▸ WHAT TO WORK ON: From the data that follows, copy every line holding the string "this".
═══
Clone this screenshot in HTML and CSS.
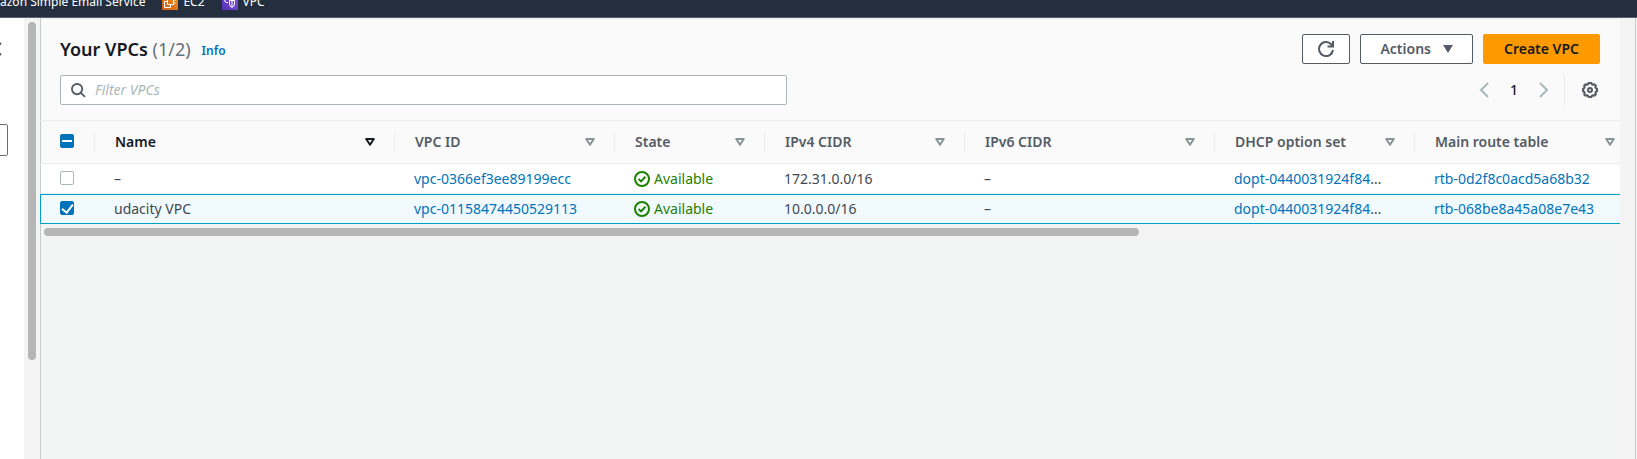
FILE: index.html
```
<!DOCTYPE html>
<html lang="en">
<head>
<meta charset="utf-8">
<title>Your VPCs</title>
<link rel="stylesheet" href="styles.css">
</head>
<body>
<svg class="defs" aria-hidden="true">
  <symbol id="tri" viewBox="0 0 10 8"><path d="M1.2 1h7.6L5 6.800z" fill="none" stroke="currentColor" stroke-width="2" stroke-linejoin="round"/></symbol>
  <symbol id="ok" viewBox="0 0 16 16"><g fill="none" stroke="currentColor" stroke-width="2"><circle cx="8" cy="8" r="7"/><path d="M4.6 8.1l2.5 2.3 4.3-4.6"/></g></symbol>
</svg>
<header class="topnav">
  <a class="fav" href="#">azon Simple Email Service</a>
  <a class="fav" href="#"><svg class="svc ec2" viewBox="0 0 16 16"><g fill="none" stroke="#fff"><path d="M5.500 4.500h6v6h-6zM5 7.500H2.500v6h6V11M7 4V2.500M10 4V2.500M12 6h1.500M12 9h1.500"/></g></svg>EC2</a>
  <a class="fav" href="#"><svg class="svc vpc" viewBox="0 0 16 16"><g fill="none" stroke="#fff"><path d="M6 8.500H4.500a2 2 0 0 1-1-3.500M7.500 6.500h5V10q0 2.500-2.500 3.500Q7.500 12.500 7.500 10zM10 7v6M12 5.500a2 2 0 0 0-2-2"/></g></svg>VPC</a>
</header>
<div class="shell">
  <aside class="side">
    <div class="side-body">
      <button class="collapse" aria-label="Close navigation"><svg viewBox="0 0 10 16"><path d="M9 2L3 8l6 6" fill="none" stroke="currentColor" stroke-width="2"/></svg></button>
      <input class="side-input" type="text" aria-label="Filter by VPC">
    </div>
    <div class="vscroll"><div class="vthumb"></div></div>
  </aside>
  <main class="content">
    <section class="panel">
      <div class="panel-head">
        <div class="row">
          <h1>Your VPCs <span class="count">(1/2)</span></h1>
          <a class="info" href="#">Info</a>
          <div class="actions">
            <button class="btn refresh" aria-label="Refresh"><svg viewBox="0 0 16 16"><g fill="none" stroke="currentColor" stroke-width="2"><path d="M15 9A7 7 0 1 1 13.200 3.300L15 5.200"/><path d="M15 0v5.500H9.500"/></g></svg></button>
            <button class="btn">Actions <svg class="caret" viewBox="0 0 10 8"><path d="M0 0h10L5 8z" fill="currentColor"/></svg></button>
            <button class="btn primary">Create VPC</button>
          </div>
        </div>
        <div class="row tools">
          <label class="search">
            <svg viewBox="0 0 16 16"><g fill="none" stroke="currentColor" stroke-width="2"><circle cx="6.500" cy="6.500" r="5.500"/><path d="M10.500 10.500l4.500 4.300"/></g></svg>
            <input type="text" placeholder="Filter VPCs" aria-label="Filter VPCs">
          </label>
          <nav class="pager" aria-label="Pagination">
            <button class="chev" aria-label="Previous page"><svg viewBox="0 0 10 16"><path d="M9 1L2 8l7 7" fill="none" stroke="currentColor" stroke-width="2"/></svg></button>
            <button class="page">1</button>
            <button class="chev" aria-label="Next page"><svg viewBox="0 0 10 16"><path d="M1 1l7 7-7 7" fill="none" stroke="currentColor" stroke-width="2"/></svg></button>
            <button class="gear" aria-label="Preferences"><svg viewBox="0 0 16 16"><g fill="none" stroke="currentColor"><circle cx="8" cy="8" r="2" stroke-width="2"/><path stroke-width="2" stroke-linejoin="round" d="M6.500 1h3l.4 1.300 1.300.5 1.200-.6 1.500 1.500-.6 1.200.5 1.300 1.200.4v2.800l-1.200.4-.5 1.300.6 1.200-1.500 1.500-1.200-.6-1.300.5-.4 1.300h-3l-.4-1.300-1.300-.5-1.200.6-1.500-1.500.6-1.200-.5-1.300L1 9.400V6.600l1.200-.4.5-1.300-.6-1.200 1.500-1.500 1.200.6 1.300-.5z"/></g></svg></button>
          </nav>
        </div>
      </div>
      <div class="table-wrap">
        <table>
          <colgroup><col class="c-check"><col class="c-name"><col class="c-id"><col class="c-state"><col class="c-v4"><col class="c-v6"><col class="c-dhcp"><col class="c-route"></colgroup>
          <thead>
            <tr>
              <th class="check"><input class="mixed" type="checkbox" aria-label="Select all VPCs"></th>
              <th class="sorted"><div class="th">Name<svg><use href="#tri"/></svg></div></th>
              <th><div class="th">VPC ID<svg><use href="#tri"/></svg></div></th>
              <th><div class="th">State<svg><use href="#tri"/></svg></div></th>
              <th><div class="th">IPv4 CIDR<svg><use href="#tri"/></svg></div></th>
              <th><div class="th">IPv6 CIDR<svg><use href="#tri"/></svg></div></th>
              <th><div class="th">DHCP option set<svg><use href="#tri"/></svg></div></th>
              <th><div class="th">Main route table<svg><use href="#tri"/></svg></div></th>
            </tr>
          </thead>
          <tbody>
            <tr>
              <td class="check"><input type="checkbox" aria-label="Select vpc-0366ef3ee89199ecc"></td>
              <td>–</td>
              <td><a href="#">vpc-0366ef3ee89199ecc</a></td>
              <td><span class="state"><svg><use href="#ok"/></svg>Available</span></td>
              <td>172.31.0.0/16</td>
              <td>–</td>
              <td><a href="#">dopt-0440031924f84</a>…</td>
              <td><a href="#">rtb-0d2f8c0acd5a68b32</a></td>
            </tr>
            <tr class="selected">
              <td class="check"><input type="checkbox" checked aria-label="Select vpc-01158474450529113"></td>
              <td>udacity VPC</td>
              <td><a href="#">vpc-01158474450529113</a></td>
              <td><span class="state"><svg><use href="#ok"/></svg>Available</span></td>
              <td>10.0.0.0/16</td>
              <td>–</td>
              <td><a href="#">dopt-0440031924f84</a>…</td>
              <td><a href="#">rtb-068be8a45a08e7e43</a></td>
            </tr>
          </tbody>
        </table>
      </div>
      <div class="hscroll"><div class="hthumb"></div></div>
    </section>
  </main>
  <div class="gutter"></div>
</div>
</body>
</html>
```
FILE: styles.css
```
* { box-sizing: border-box; }
body {
  margin: 0;
  height: 100vh;
  display: flex;
  flex-direction: column;
  overflow: hidden;
  background: #f2f3f3;
  color: #414750;
  font: 14px/20px "Noto Sans", "Open Sans", sans-serif;
}
a { color: #0073bb; text-decoration: none; }
button, input { font: inherit; }
button { padding: 0; border: 0; background: none; color: inherit; }
svg { display: block; flex: none; }
.defs { position: absolute; width: 0; height: 0; }

.topnav {
  flex: none;
  height: 18px;
  display: flex;
  align-items: flex-end;
  gap: 17px;
  padding-bottom: 6px;
  overflow: hidden;
  background: #232f3e;
  border-bottom: 1px solid #5b636e;
}
.fav {
  display: flex;
  align-items: center;
  gap: 5px;
  color: #fff;
  font-size: 12px;
  line-height: 18px;
}
.svc { width: 16px; height: 16px; }
.ec2 { background: linear-gradient(45deg, #d05c17, #f29020); }
.vpc { background: linear-gradient(45deg, #5230b4, #8a52e0); }

.shell { flex: 1; display: flex; min-height: 0; }
.side { flex: none; display: flex; width: 40px; background: #fff; }
.side-body { width: 24px; padding-top: 23px; overflow: hidden; }
.collapse { display: block; width: 10px; margin-left: -8px; color: #545b64; }
.collapse svg { width: 10px; height: 16px; }
.side-input {
  display: block;
  width: 48px;
  height: 32px;
  margin: 67px 0 0 -40px;
  border: 1px solid #687078;
  border-radius: 2px;
  background: #fff;
}
.vscroll { width: 16px; padding: 4px; background: #f4f4f4; }
.vthumb { height: 78%; border-radius: 4px; background: #b6b6b6; }
.gutter { flex: none; width: 17px; border-right: 1px solid #f4f4f4; background: #f4f4f4; box-shadow: inset -1px 0 #c8cccc; }

.content { flex: 1; min-width: 0; box-shadow: inset 1px 0 #c6cccc; }
.panel-head, .hscroll, .check { border-left: 1px solid #c6cccc; }
.panel-head { padding: 15px 20px 15px 19px; border-top: 1px solid #eaeded; background: #fafafa; }
.row { display: flex; align-items: center; }
h1 { margin: 0; color: #16191f; font-size: 18px; line-height: 22px; font-weight: 600; }
.count { color: #687078; font-weight: 400; }
.info { margin: 4px 0 0 11px; font-size: 12px; line-height: 18px; font-weight: 600; }
.actions { display: flex; gap: 10px; margin-left: auto; }
.btn {
  display: flex;
  align-items: center;
  justify-content: center;
  gap: 12px;
  height: 30px;
  padding: 0 19px;
  border: 1px solid #545b64;
  border-radius: 2px;
  background: #fff;
  color: #545b64;
  font-weight: 600;
}
.refresh { width: 48px; padding: 0; }
.refresh svg { width: 16px; height: 16px; }
.caret { width: 10px; height: 8px; }
.primary { padding: 0 20px; border-color: #ff9900; background: #ff9900; color: #16191f; }

.tools { margin-top: 11px; justify-content: space-between; }
.search {
  display: flex;
  align-items: center;
  gap: 9px;
  width: 47.2%;
  height: 30px;
  padding: 0 10px;
  border: 1px solid #aab7b8;
  border-radius: 2px;
  background: #fff;
  color: #545b64;
}
.search svg { width: 15px; height: 15px; }
.search input { flex: 1; min-width: 0; padding: 0; border: 0; outline: 0; background: none; }
.search input::placeholder { color: #aab7b8; font-style: italic; opacity: 1; }
.pager { display: flex; align-items: center; }
.chev { color: #aab7b8; }
.chev svg { width: 10px; height: 16px; }
.page { width: 50px; color: #16191f; font-weight: 500; }
.gear { height: 30px; margin-left: 15px; padding: 0 2px 0 17px; border-left: 1px solid #eaeded; color: #545b64; }
.gear svg { width: 16px; height: 16px; }

.table-wrap { overflow: hidden; border-top: 1px solid #eaeded; }
table { width: 1594px; table-layout: fixed; border-collapse: separate; border-spacing: 0; }
.c-check { width: 54px; }
.c-name { width: 300px; }
.c-id { width: 220px; }
.c-state { width: 150px; }
.c-v4, .c-dhcp { width: 200px; }
.c-v6 { width: 250px; }
.c-route { width: 220px; }
th { height: 43px; padding: 0; border-bottom: 1px solid #eaeded; background: #fafafa; color: #545b64; font-weight: 600; text-align: left; }
.th {
  display: flex;
  align-items: center;
  justify-content: space-between;
  padding: 0 19px 0 20px;
  border-left: 1px solid #eaeded;
}
.th svg { width: 10px; height: 8px; color: #879596; }
th.sorted, th.sorted svg { color: #16191f; }
td { height: 30px; padding: 0 18px 0 20px; border-bottom: 1px solid #eaeded; background: #fff; white-space: nowrap; }
.selected td { border-top: 1px solid #00a1c9; border-bottom-color: #00a1c9; background: #f1faff; }
.selected .check { border-left-color: #00a1c9; }
th.check, td.check { padding: 0 19px 2px; }
.check input {
  appearance: none;
  display: block;
  width: 14px;
  height: 14px;
  margin: 0;
  border: 1px solid #aab7b8;
  border-radius: 2px;
  background: #fff;
}
.check .mixed, .check input:checked { display: grid; place-items: center; border-color: #0073bb; background: #0073bb; }
.mixed::before { content: ""; width: 10px; height: 2px; background: #fff; }
.check input:checked::before { content: ""; width: 5px; height: 9px; margin-bottom: 3px; border: solid #fff; border-width: 0 2px 2px 0; transform: rotate(38deg); }
.state { display: flex; align-items: center; gap: 4px; color: #1d8102; }
.state svg { width: 16px; height: 16px; }

.hscroll { padding: 4px 3px; background: #f4f4f4; }
.hthumb { width: 69.6%; height: 8px; border-radius: 4px; background: #b6b6b6; }
```
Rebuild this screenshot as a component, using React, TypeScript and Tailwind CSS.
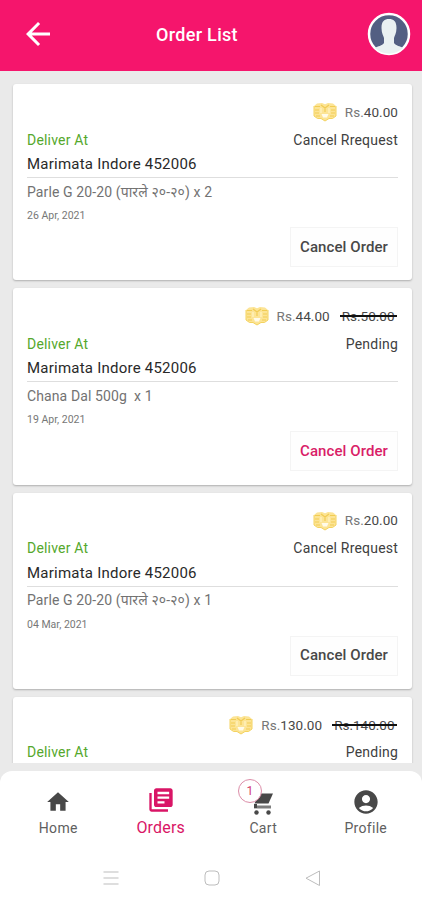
import React from "react";
import { MdArrowBack, MdHome, MdLibraryBooks, MdAccountCircle } from "react-icons/md";

type Order = {
  price: string;
  oldPrice?: string;
  status: string;
  item?: string;
  date?: string;
  active?: boolean;
};

const orders: Order[] = [
  { price: "40.00", status: "Cancel Rrequest", item: "Parle G 20-20 (पारले २०-२०) x 2", date: "26 Apr, 2021" },
  { price: "44.00", oldPrice: "50.00", status: "Pending", item: "Chana Dal 500g\u00a0 x 1", date: "19 Apr, 2021", active: true },
  { price: "20.00", status: "Cancel Rrequest", item: "Parle G 20-20 (पारले २०-२०) x 1", date: "04 Mar, 2021" },
  { price: "130.00", oldPrice: "140.00", status: "Pending" },
];

function Coins() {
  return (
    <svg viewBox="0 0 24 20" className="mr-[8px] h-5 w-6">
      <path d="M1 4 4 1.500 9 1l3 1.200L15 1l5 .5 3 2.500v10l-3.500 2.500L16 16.500l-4 2.500-4-2.500-3.500 0L1 14Z" fill="#fce495" />
      <path d="M2 4.500h5M2 8h4M2 11h4M3 14h4M17 4.500h5M18 8h4M18 11h4M17 14h4M8 3l4 3 4-3M12 6v4" stroke="#f1cc54" strokeWidth="1.200" fill="none" />
      <path d="M1 4v10l3.500 2.500H8l4 2.500 4-2.500h3.500L23 14V4" stroke="#f4d360" strokeWidth="1" fill="none" />
      <path d="M8.500 12h7l-1.500 3.500h-4Z" fill="#fffbea" />
      <path d="M8 6v5M16 6v5" stroke="#fff3c4" strokeWidth="1.200" />
    </svg>
  );
}

function OrderCard({ order }: { order: Order }) {
  return (
    <article className="h-[196.300px] shrink-0 rounded-[3px] bg-white px-[14px] pt-4 shadow-[0_1px_2px_rgba(0,0,0,0.26)]">
      <div className="flex h-6 items-center justify-end text-[13.500px] tracking-[0.050px] text-[#484848]">
        <Coins />
        <span><span className="text-[#777]">Rs.</span>{order.price}</span>
        {order.oldPrice && (
          <span className="relative ml-[10px] mr-[1.500px] flex h-5 items-center px-[2px] tracking-[0px]">
            Rs.{order.oldPrice}
            <span className="absolute inset-x-0 top-[9px] h-[2px] bg-[#111]" />
          </span>
        )}
      </div>
      <div className="flex h-8 items-center justify-between text-[14px] tracking-[0.200px]">
        <span className="text-[#55a82c]">Deliver At</span>
        <span className="text-[#404040]">{order.status}</span>
      </div>
      {order.item && (
        <>
          <div className="flex h-[22px] items-start border-b border-[#dedede] text-[15px] leading-4 tracking-[0.230px] text-[#292929]">
            Marimata Indore 452006
          </div>
          <div className="flex h-7 items-center text-[14px] tracking-[0.110px] text-[#727272]">{order.item}</div>
          <div className="flex h-5 items-center text-[10.500px] text-[#777]">{order.date}</div>
          <div className="flex justify-end">
            <button
              className={
                "mt-px h-10 w-[108px] whitespace-nowrap border border-[#f4f4f4] bg-[#fefefe] text-[15px] font-medium tracking-[0.080px] " +
                (order.active ? "text-[#d91d68]" : "text-[#484848]")
              }
            >
              Cancel Order
            </button>
          </div>
        </>
      )}
    </article>
  );
}

function CartIcon() {
  return (
    <svg viewBox="0 0 20 24" className="h-6 w-5" fill="#484848">
      <path d="M6 .5h14l-4.500 10H1.500Z" />
      <path d="M1 12.500h17V15.500H1Z" fill="#7d7d7d" />
      <path d="M1 11h3v4H1Z" />
      <circle cx="3.500" cy="19.500" r="2.200" />
      <circle cx="15.500" cy="19.500" r="2.200" />
    </svg>
  );
}

export default function App() {
  return (
    <div className="flex h-[900px] w-[422px] flex-col overflow-hidden bg-[#eaeaea] font-[Roboto,'Noto_Sans',sans-serif]">
      <header className="grid h-[70.500px] shrink-0 grid-cols-[1fr_auto_1fr] items-center bg-[#f5156c] text-white">
        <MdArrowBack className="ml-[20px] mt-[-3px] h-9 w-9" />
        <h1 className="mr-7 -mt-px text-[18px] font-medium tracking-[0.300px]">Order List</h1>
        <svg viewBox="0 0 44 44" className="mr-[11px] mt-[-3px] h-11 w-11 justify-self-end">
          <circle cx="22" cy="22" r="20" fill="#535f82" stroke="#fff" strokeWidth="2.500" />
          <path d="M14.500 16c0-7 3-9 7.500-9s7.500 2 7.500 9c0 5-2 8-2.500 10v5c2 3 6 3 9 5a20 20 0 0 1-28 0c3-2 7-2 9-5v-5c-.5-2-2.500-5-2.500-10Z" fill="#eaf1f2" />
        </svg>
      </header>
      <main className="flex h-[692.500px] shrink-0 flex-col gap-2 overflow-hidden pl-[13px] pr-[10px] pt-[13.500px]">
        {orders.map((o, i) => <OrderCard key={i} order={o} />)}
      </main>
      <nav className="mt-2 h-[129px] shrink-0 rounded-t-xl bg-white">
        <div className="grid h-[84px] grid-cols-4 pl-[7px] pr-[5px] text-[14px] tracking-[0.300px] text-[#606060]">
          <div className="flex flex-col items-center pt-[18px]">
            <MdHome className="h-[26px] w-[26px] text-[#484848]" />
            <span className="mt-[3px] leading-5">Home</span>
          </div>
          <div className="flex flex-col items-center pt-[15px] text-[#d91566]">
            <MdLibraryBooks className="h-7 w-7" />
            <span className="mt-[4px] text-[16px] leading-5 tracking-[0.200px]">Orders</span>
          </div>
          <div className="relative flex flex-col items-center pt-[22px]">
            <CartIcon />
            <span className="mt-px leading-5">Cart</span>
            <span className="absolute left-[26px] top-[8px] flex h-6 w-6 items-center justify-center rounded-full border border-[#dc8da8] bg-white text-[12px] text-[#d33b6e]">1</span>
          </div>
          <div className="flex flex-col items-center pt-[17px]">
            <MdAccountCircle className="h-7 w-7 text-[#484848]" />
            <span className="mt-[2px] leading-5">Profile</span>
          </div>
        </div>
        <div className="flex h-[45px] items-start justify-center gap-[85px] pl-[2px] text-[#bdbdbd]">
          <svg viewBox="0 0 16 16" className="mt-[15px] h-4 w-4" stroke="currentColor" strokeWidth="1.200"><path d="M0.500 2h15M0.500 8h15M0.500 14h15" /></svg>
          <svg viewBox="0 0 16 16" className="mt-[15px] h-4 w-4" stroke="currentColor" fill="none"><rect x="1" y="1" width="14" height="14" rx="4" /></svg>
          <svg viewBox="0 0 16 16" className="mt-[15px] h-4 w-4" stroke="currentColor" fill="none"><path d="M14.500 1v14.500L1 8.200Z" /></svg>
        </div>
      </nav>
    </div>
  );
}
═══
▸ FULL OUTPUT:
Clone this screenshot in HTML and CSS.
Rebuild this screenshot as a component, using React, TypeScript and Tailwind CSS.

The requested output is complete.